I tried to add this code but compiler throw an "function has no prototype" error.
Seems I need to include something, but I do not know what.

Someone can help?

Try OSUtils.h

You may also use true32b instead of 1 for the busMode - that's the proper apple constatnt (which is 1), I was just lazy, and it's not like it's going to be changing.

 

[Mustermann]

OSUtils was the missing information!

#include <OSUtils.h>
...
signed char busMode = true32b;
SwapMMUMode(&busMode);

was compileable without errors or warnings.

 

[MacKilRoy]

All of the raw code talk has me wondering what the discussion is about.
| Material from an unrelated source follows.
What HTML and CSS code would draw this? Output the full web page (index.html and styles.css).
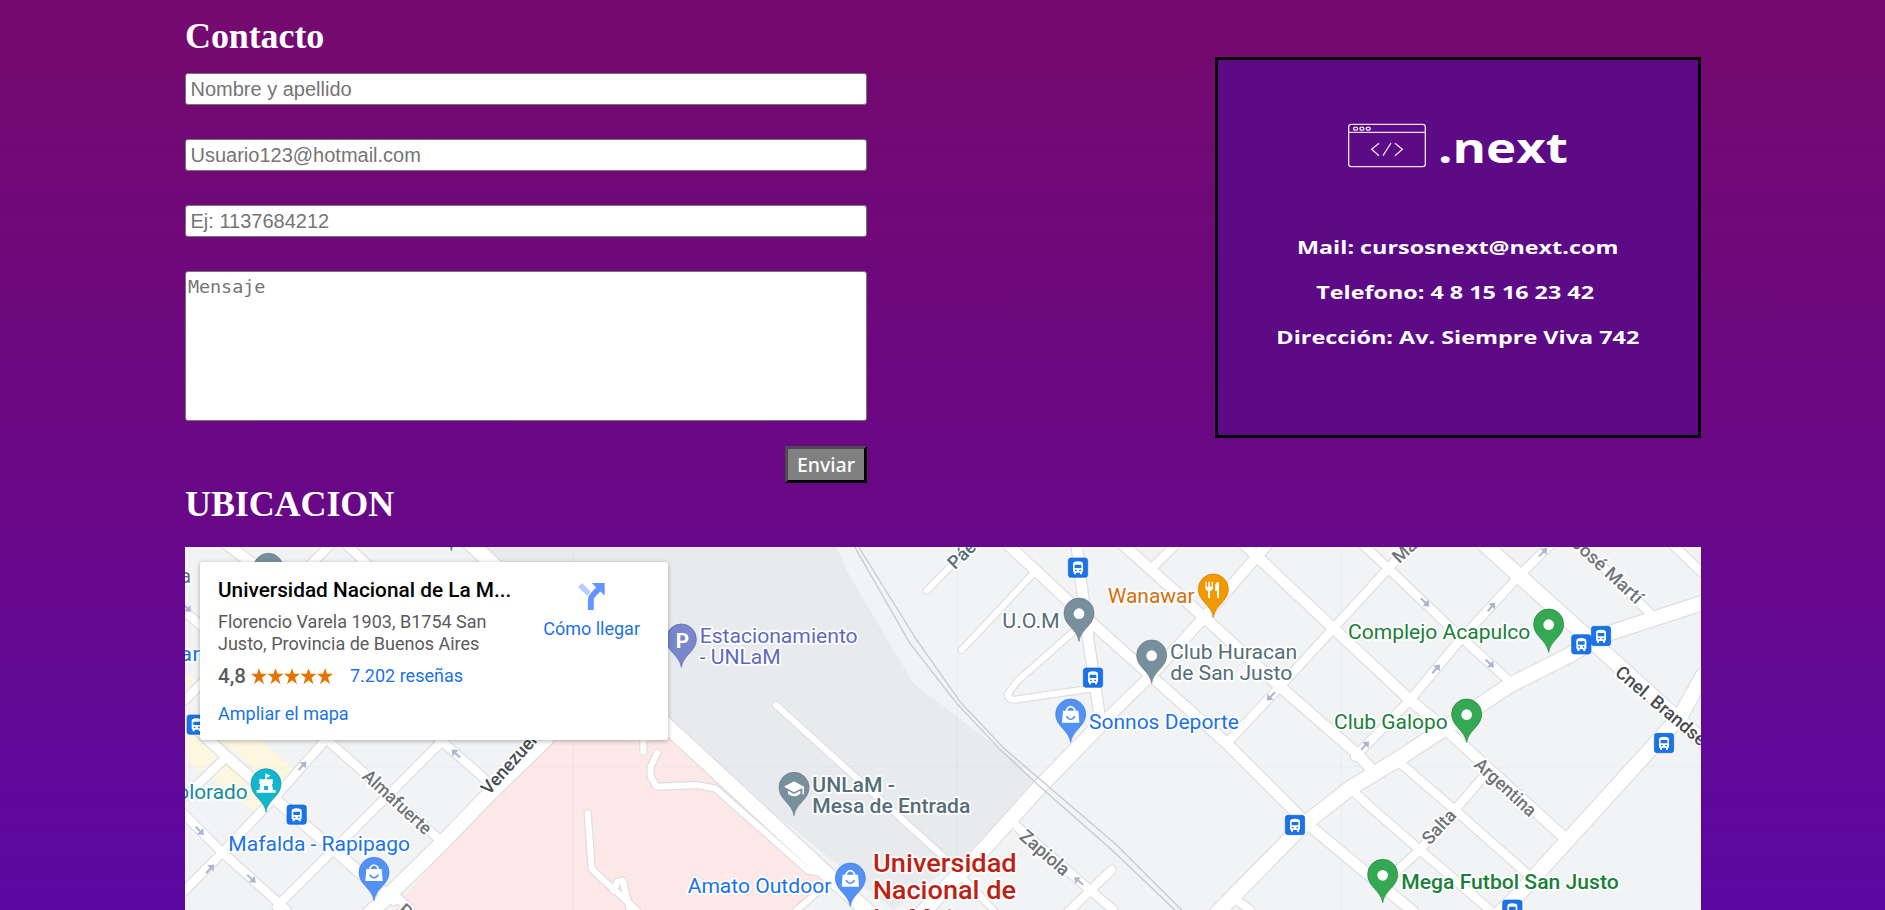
FILE: index.html
```html
<!DOCTYPE html>
<html lang="es">
<head>
<meta charset="utf-8">
<title>Contacto</title>
<link rel="stylesheet" href="styles.css">
</head>
<body>
<main class="page">
  <section class="contact">
    <form class="form">
      <h2 class="title">Contacto</h2>
      <input class="field" type="text" placeholder="Nombre y apellido">
      <input class="field" type="text" placeholder="Usuario123@hotmail.com">
      <input class="field" type="text" placeholder="Ej: 1137684212">
      <textarea class="message" placeholder="Mensaje"></textarea>
      <button class="send" type="button">Enviar</button>
    </form>
    <div class="card">
      <svg class="card-art" viewBox="54 60 1440 1125">
        <g class="logo">
          <rect x="446" y="253" width="230" height="127" rx="8"/>
          <path d="M446 277H676"/>
          <ellipse cx="467" cy="266" rx="6" ry="4.500"/><ellipse cx="486" cy="266" rx="6" ry="4.500"/><ellipse cx="505" cy="266" rx="6" ry="4.500"/>
          <path d="M537 310L515 328L537 347M573 309L549 347M585 310L607 328L585 347"/>
        </g>
        <text class="brand" x="714" y="369" textLength="390" lengthAdjust="spacingAndGlyphs">.next</text>
        <g class="info">
          <text x="291" y="642" textLength="964" lengthAdjust="spacingAndGlyphs">Mail: cursosnext@next.com</text>
          <text x="349" y="777" textLength="833" lengthAdjust="spacingAndGlyphs">Telefono: 4 8 15 16 23 42</text>
          <text x="229" y="912" textLength="1089" lengthAdjust="spacingAndGlyphs">Dirección: Av. Siempre Viva 742</text>
        </g>
      </svg>
    </div>
  </section>
  <h2 class="title location">UBICACION</h2>
  <section class="map">
    <svg class="map-art" viewBox="15 21 4548 1089">
      <defs>
        <g id="path-roads">
          <path d="M1390 590V635M1432 638L1412 680V710L1430 740L1550 735L1605 745L1885 992L1940 1000M1223 820L1235 985L1248 1000L1370 1110M1300 1052L1312 1025L1328 1022L1350 1110"/>
          <path d="M1788 495L2290 950L2440 1110M2240 152L2370 21M2565 95L2345 330M2680 275L2510 425L2483 463Q2485 480 2505 479L2740 445M1920 1050L1850 1110"/>
        </g>
        <g id="small-roads">
          <path d="M15 215L90 280M450 15L385 80M500 15L580 90M790 600L290 1100M770 590L935 735M15 825L130 940L320 1110M15 770L140 650M15 480L80 415M445 590L300 755L130 935L0 1065M430 590L780 900M2500 850L2730 1050L2800 1110M2795 990L2665 1115M2980 21L2915 85M4480 15L4563 95M3170 1080L3210 1110M640 1060L690 1110"/>
          <path d="M3140 610L3300 440L3460 265L3625 85L3690 15M3550 15L3630 90L3840 290L3990 425M4110 15L4020 105L3840 300L3690 480L3525 650M4410 220L4200 15M3650 660L3830 815L4040 1000M3920 700L3720 930L3600 1040M3510 745L3570 800L3720 930L3930 1110"/>
        </g>
        <g id="mid-roads">
          <path d="M130 5L230 80M60 575L140 650L300 790L560 1015L640 1080M2485 15L2720 235L2910 405L3140 610L3380 850L3560 1000L3700 1115M2830 15L3070 230L3300 440L3530 640L3590 705M3195 15L3460 265L3690 480L3810 580L4150 890M2760 555L2920 400L3070 235L3230 50L3260 15"/>
          <path d="M2690 15L2725 300L2760 535"/>
        </g>
        <g id="big-roads">
          <path d="M860 0L1464 560L1950 1010L2070 1120M1100 595L930 760L780 915L570 1120M2760 555L2580 740L2400 940L2320 1020L2230 1115M3915 15L4210 280L4580 615M4570 188L4270 285L4170 345L3990 435L3810 555L3650 660L3510 745L3370 855L3110 1120M4570 405L4500 530L4000 1080L3960 1120"/>
        </g>
        <path id="pin" d="M0 85C-5 48-45 38-45 0A45 45 0 0 1 45 0C45 38 5 48 0 85Z"/>
        <g id="bag"><path fill="#fff" d="M-23-10H23L26 26H-26Z"/><path class="bag-line" d="M-12-8V-14Q0-30 12-14V-8"/><path class="bag-smile" d="M-13 7Q0 26 13 7"/></g>
        <g id="bus"><rect class="bus-bg" x="-29" y="-29" width="58" height="58" rx="8"/><path fill="#fff" fill-rule="evenodd" d="M-15-11Q-15-19 0-19T15-11V11Q15 14 12 15V20H6V15H-6V20H-12V15Q-15 14-15 11ZM-10-9V1H10V-9ZM-9 6V10H-4V6ZM4 6V10H9V6Z"/></g>
        <path id="arrow" d="M-17-3H2V-13L18 0L2 13V3H-17Z"/>
      </defs>
      <rect class="land" x="15" y="21" width="4548" height="1089"/>
      <path class="campus" d="M880 21H1970L2010 110L2200 430L2510 665L2570 740L2340 960L2140 1110L1464 560Z"/>
      <path class="hospital" d="M640 1110L930 770L1100 590H1480L1950 1010L1850 1110Z"/>
      <path class="shops" d="M15 395L80 450V600L130 640L60 695L15 650V530L60 540V470L15 490ZM80 590H230L345 690L300 745L145 620ZM140 655L275 775L225 818L95 712Z"/>
      <path class="grid" d="M28 21V1110M1180 21V1110M2332 21V1110M3484 21V1110M15 680H4563"/>
      <g class="road casing"><use href="#path-roads" class="w-path"/><use href="#small-roads" class="w-small"/><use href="#mid-roads" class="w-mid"/><use href="#big-roads" class="w-big"/></g>
      <g class="road"><use href="#path-roads" class="w-path"/><use href="#small-roads" class="w-small"/><use href="#mid-roads" class="w-mid"/><use href="#big-roads" class="w-big"/></g>
      <path class="rail" d="M2024 21L2190 310L2330 490L2460 628L2585 745L2790 925L2985 1110M2036 21L2210 300L2340 485L2475 628L2600 735L2810 915L3005 1110"/>
      <g class="arrows">
        <use href="#arrow" transform="translate(367 678) rotate(-47)"/><use href="#arrow" transform="translate(90 987) rotate(-47)"/>
        <use href="#arrow" transform="translate(59 872) rotate(45)"/><use href="#arrow" transform="translate(214 1016) rotate(42)"/>
        <use href="#arrow" transform="translate(828 641) rotate(-137)"/><use href="#arrow" transform="translate(20 203) rotate(45)"/>
        <use href="#arrow" transform="translate(2696 1023) rotate(-140)"/><use href="#arrow" transform="translate(3273 469) rotate(135)"/>
        <use href="#arrow" transform="translate(3555 617) rotate(-47)"/><use href="#arrow" transform="translate(3735 187) rotate(43)"/>
        <use href="#arrow" transform="translate(3934 201) rotate(-50)"/><use href="#arrow" transform="translate(4089 37) rotate(-45)"/>
        <use href="#arrow" transform="translate(3929 370) rotate(43)"/><use href="#arrow" transform="translate(3768 387) rotate(-50)"/>
      </g>
      <g class="label street">
        <text transform="translate(544 713) rotate(42.500)" textLength="258" lengthAdjust="spacingAndGlyphs">Almafuerte</text>
        <text class="dark" transform="translate(927 767) rotate(-48)" textLength="248" lengthAdjust="spacingAndGlyphs">Venezuela</text>
        <text transform="translate(2515 894) rotate(41)" textLength="178" lengthAdjust="spacingAndGlyphs">Zapiola</text>
        <text class="teal" transform="translate(2325 91) rotate(-45)">Páez</text>
        <text transform="translate(3658 73) rotate(-43)">Martín</text>
        <text transform="translate(4171 14) rotate(42.500)" textLength="268" lengthAdjust="spacingAndGlyphs">José Martí</text>
        <text class="dark" transform="translate(4302 403) rotate(40)" textLength="368" lengthAdjust="spacingAndGlyphs">Cnel. Brandsen</text>
        <text transform="translate(3879 678) rotate(42.500)" textLength="230" lengthAdjust="spacingAndGlyphs">Argentina</text>
        <text transform="translate(3749 917) rotate(-47)" textLength="121" lengthAdjust="spacingAndGlyphs">Salta</text>
        <text transform="translate(650 1115) rotate(42)">Perú</text>
      </g>
      <g class="label">
        <text class="slate" x="-20" y="129">ta</text>
        <text class="blue" x="-18" y="363" textLength="78" lengthAdjust="spacingAndGlyphs">lar</text>
        <text class="cyan" x="-8" y="776" textLength="211" lengthAdjust="spacingAndGlyphs">olorado</text>
        <text class="blue" x="145" y="932" textLength="545" lengthAdjust="spacingAndGlyphs">Mafalda - Rapipago</text>
        <text class="indigo" x="1559" y="309" textLength="474" lengthAdjust="spacingAndGlyphs">Estacionamiento</text>
        <text class="indigo" x="1559" y="373" textLength="243" lengthAdjust="spacingAndGlyphs">- UNLaM</text>
        <text class="slate medium" x="1897" y="755" textLength="248" lengthAdjust="spacingAndGlyphs">UNLaM -</text>
        <text class="slate medium" x="1897" y="819" textLength="474" lengthAdjust="spacingAndGlyphs">Mesa de Entrada</text>
        <text class="blue" x="1523" y="1059" textLength="431" lengthAdjust="spacingAndGlyphs">Amato Outdoor</text>
        <text class="slate" x="2467" y="263" textLength="172" lengthAdjust="spacingAndGlyphs">U.O.M</text>
        <text class="orange" x="2783" y="190" textLength="261" lengthAdjust="spacingAndGlyphs">Wanawar</text>
        <text class="slate" x="2970" y="357" textLength="382" lengthAdjust="spacingAndGlyphs">Club Huracan</text>
        <text class="slate" x="2971" y="420" textLength="366" lengthAdjust="spacingAndGlyphs">de San Justo</text>
        <text class="blue" x="2727" y="566" textLength="450" lengthAdjust="spacingAndGlyphs">Sonnos Deporte</text>
        <text class="green" x="3504" y="296" textLength="547" lengthAdjust="spacingAndGlyphs">Complejo Acapulco</text>
        <text class="green" x="3462" y="567" textLength="341" lengthAdjust="spacingAndGlyphs">Club Galopo</text>
        <text class="green medium" x="3664" y="1048" textLength="652" lengthAdjust="spacingAndGlyphs">Mega Futbol San Justo</text>
        <g class="red"><text x="2079" y="996" textLength="431" lengthAdjust="spacingAndGlyphs">Universidad</text><text x="2078" y="1078" textLength="430" lengthAdjust="spacingAndGlyphs">Nacional de</text><text x="2080" y="1160">La Matanza</text></g>
      </g>
      <g class="pins">
        <use href="#pin" x="265" y="85" class="p-slate"/><circle cx="265" cy="85" r="16"/>
        <use href="#pin" x="814" y="-52" class="p-slate"/>
        <use href="#pin" x="258" y="731" class="p-cyan"/>
        <path fill="#fff" fill-rule="evenodd" d="M256 700L272 707L260 713V718H278V732H276L279 750H287V758H230V750H238L241 732H238V718H256ZM252 738V750H264V738Z"/>
        <use href="#pin" x="582" y="997" class="p-blue"/><use href="#bag" x="582" y="997"/>
        <use href="#pin" x="1504" y="297" class="p-indigo"/><text class="parking" x="1487" y="323">P</text>
        <use href="#pin" x="1842" y="742" class="p-slate"/>
        <path fill="#fff" d="M1812 740L1842 724L1872 740V763H1867V744L1842 757ZM1824 752L1842 762L1861 752V761Q1842 777 1824 761Z"/>
        <use href="#pin" x="2011" y="1014" class="p-blue"/><use href="#bag" x="2011" y="1014"/>
        <use href="#pin" x="2697" y="219" class="p-slate"/><circle cx="2697" cy="221" r="16"/>
        <use href="#pin" x="3100" y="147" class="p-orange"/>
        <path fill="#fff" d="M3076 125H3080V140H3085V125H3090V140H3095V125H3099V143Q3098 152 3090 153V174H3084V153Q3077 152 3076 143ZM3106 133Q3108 126 3117 126V174H3111V153H3105Z"/>
        <use href="#pin" x="2915" y="345" class="p-slate"/><circle cx="2915" cy="347" r="16"/>
        <use href="#pin" x="2672" y="522" class="p-blue"/><use href="#bag" x="2672" y="522"/>
        <use href="#pin" x="4106" y="252" class="p-green"/><circle cx="4106" cy="254" r="16"/>
        <use href="#pin" x="3860" y="522" class="p-green"/><circle cx="3860" cy="524" r="16"/>
        <use href="#pin" x="3608" y="1003" class="p-green"/><circle cx="3608" cy="1006" r="16"/>
        <use href="#bus" x="50" y="554"/><use href="#bus" x="350" y="824"/><use href="#bus" x="2694" y="83"/><use href="#bus" x="2739" y="413"/><use href="#bus" x="3345" y="855"/>
        <use href="#bus" x="4204" y="313"/><use href="#bus" x="4263" y="288"/><use href="#bus" x="4452" y="609"/><use href="#bus" x="3997" y="1109"/>
      </g>
    </svg>
    <div class="place">
      <div class="details">
        <div class="name">Universidad Nacional de La M...</div>
        <div class="address">Florencio Varela 1903, B1754 San<br>Justo, Provincia de Buenos Aires</div>
        <div class="rating">
          <span class="score">4,8</span>
          <svg class="stars" viewBox="0 0 246 50"><defs><path id="star" d="M24 0L30 17H48L33 29L39 48L24 36L9 48L15 29L0 17H18Z"/></defs><use href="#star"/><use href="#star" x="49.500"/><use href="#star" x="99"/><use href="#star" x="148.500"/><use href="#star" x="198"/></svg>
          <span class="link">7.202 reseñas</span>
        </div>
        <div class="link">Ampliar el mapa</div>
      </div>
      <div class="directions">
        <svg class="fork" viewBox="0 0 82 82"><path fill="#b3ccff" d="M0 12L12 0L38 26L28 39Z"/><path fill="#6394ff" d="M42 0H81V38L68 26L51 43Q48 46 48 52V82H30V50Q30 41 37 33L55 14Z"/></svg>
        <span class="link">Cómo llegar</span>
      </div>
    </div>
  </section>
</main>
</body>
</html>
```
FILE: styles.css
```css
* { box-sizing: border-box; }
body {
  margin: 0;
  height: 910px;
  overflow: hidden;
  background: linear-gradient(#750a6e, #6a0884 50%, #5b08a3);
}
.page { width: 1516px; margin-left: 185px; padding-top: 16px; }
.contact { display: flex; justify-content: space-between; align-items: flex-start; height: 468px; }
.title { margin: 0; color: #fff; font: bold 36px/41px "Liberation Serif", serif; letter-spacing: -.1px; }
.location { height: 63px; }

.form { width: 682px; display: flex; flex-direction: column; }
.form .title { margin-bottom: 16px; }
.field, .message {
  width: 100%;
  border: 1px solid #767676;
  border-radius: 3px;
  background: #fff;
  outline: 0;
}
.field { height: 32px; margin: 0 0 34px; padding: 1px 4.5px; font: 20px "Liberation Sans", sans-serif; }
.message { height: 150px; padding: 3px 2px; resize: none; font: 18.5px/24px "DejaVu Sans Mono", monospace; letter-spacing: -.1px; }
.field::placeholder, .message::placeholder { color: #757575; }
.send {
  align-self: flex-end;
  width: 82px;
  height: 37px;
  margin-top: 25px;
  padding: 0;
  border: 3px outset #000;
  border-color: #4c4c4c #000 #000 #4c4c4c;
  background: #808080;
  color: #fff;
  font: 500 19.5px "Comic Sans MS", "Noto Sans", sans-serif;
}

.card { width: 486px; height: 381px; margin-top: 41px; border: 3px solid #000; background: #5c0a85; }
.card-art { display: block; width: 100%; height: 100%; }
.logo { fill: none; stroke: #eee3f4; stroke-width: 4; }
.brand { fill: #fff; font: bold 126px "Open Sans", sans-serif; }
.info { fill: #fff; font: bold 55px "Open Sans", sans-serif; }

.map { position: relative; height: 363px; overflow: hidden; background: #f1f3f4; }
.map-art { display: block; width: 1516px; height: 363px; }
.land { fill: #f1f3f4; }
.campus { fill: #e8eaed; }
.hospital { fill: #fce8e6; }
.shops { fill: #fef7e0; }
.grid { fill: none; stroke: #000; stroke-opacity: .03; stroke-width: 3; }
.road { fill: none; stroke: #fff; stroke-linecap: round; stroke-linejoin: round; --edge: 0px; }
.casing { stroke: #dcdee2; --edge: 7px; }
.w-path { stroke-width: calc(18px + var(--edge)); }
.w-small { stroke-width: calc(25px + var(--edge)); }
.w-mid { stroke-width: calc(31px + var(--edge)); }
.w-big { stroke-width: calc(43px + var(--edge)); }
.rail { fill: none; stroke: #c8cbce; stroke-width: 4; }
.arrows { fill: #afb4d2; }
.label { font: 61px Roboto, sans-serif; stroke: #fff; stroke-width: 11; stroke-linejoin: round; paint-order: stroke; }
.street { font-size: 55px; font-weight: 500; fill: #6d7378; }
.dark { fill: #474c51; }
.medium { font-weight: 500; }
.blue { fill: #1a73e8; }
.teal, .slate { fill: #546e7a; }
.cyan { fill: #128b96; }
.indigo { fill: #5c6bc0; }
.orange { fill: #d56e0c; }
.green { fill: #188038; }
.red { fill: #c01f14; font-size: 79px; font-weight: 500; }
.pins { fill: #fff; }
.p-slate { fill: #78909c; stroke: #607783; stroke-width: 2; }
.p-blue { fill: #5491f5; stroke: #3b78e7; stroke-width: 2; }
.p-cyan { fill: #12b5cb; stroke: #0797a9; stroke-width: 2; }
.p-indigo { fill: #7986cb; stroke: #5362b5; stroke-width: 2; }
.p-orange { fill: #f29900; stroke: #da7200; stroke-width: 2; }
.p-green { fill: #34a853; stroke: #188038; stroke-width: 2; }
.bag-line { fill: none; stroke: #fff; stroke-width: 5; }
.bag-smile { fill: none; stroke: #5491f5; stroke-width: 5; }
.bus-bg { fill: #1a73e8; stroke: #1765cc; stroke-width: 2; }
.parking { font: bold 62px Roboto, sans-serif; }

.place {
  position: absolute;
  left: 15px;
  top: 15px;
  width: 468px;
  height: 178px;
  padding: 15px 28px 0 18px;
  display: flex;
  justify-content: space-between;
  border-radius: 3px;
  background: #fff;
  box-shadow: 0 1px 5px rgba(0, 0, 0, .3);
  font: 18px/22px Roboto, sans-serif;
  white-space: nowrap;
}
.name { color: #000; font-size: 20.8px; font-weight: 500; line-height: 26px; }
.address { margin-top: 8px; color: #5b5b5b; }
.rating { display: flex; align-items: center; height: 24px; margin: 9px 0 15px; }
.score { width: 33px; color: #5b5b5b; font-size: 20.5px; font-weight: 500; }
.stars { width: 82px; height: 17px; margin-right: 17px; fill: #e37400; }
.link { color: #1a73e8; }
.directions { display: flex; flex-direction: column; align-items: center; padding-top: 6px; gap: 8px; }
.fork { width: 27px; height: 27px; }
```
Are you adding more things that can be adjusted with the speed settings besides just CPU speed? Like keeping the SCSI controller chip from running so fast it freezes the machine? Or serial ports not functioning after a certain speed as is common?

 

[Mustermann]

Things like that are what this thread is about, if I am right.

 

[Arbee]

More importantly, if the SCSI chip is accessed too fast it could potentially damage data on your writable SCSI devices.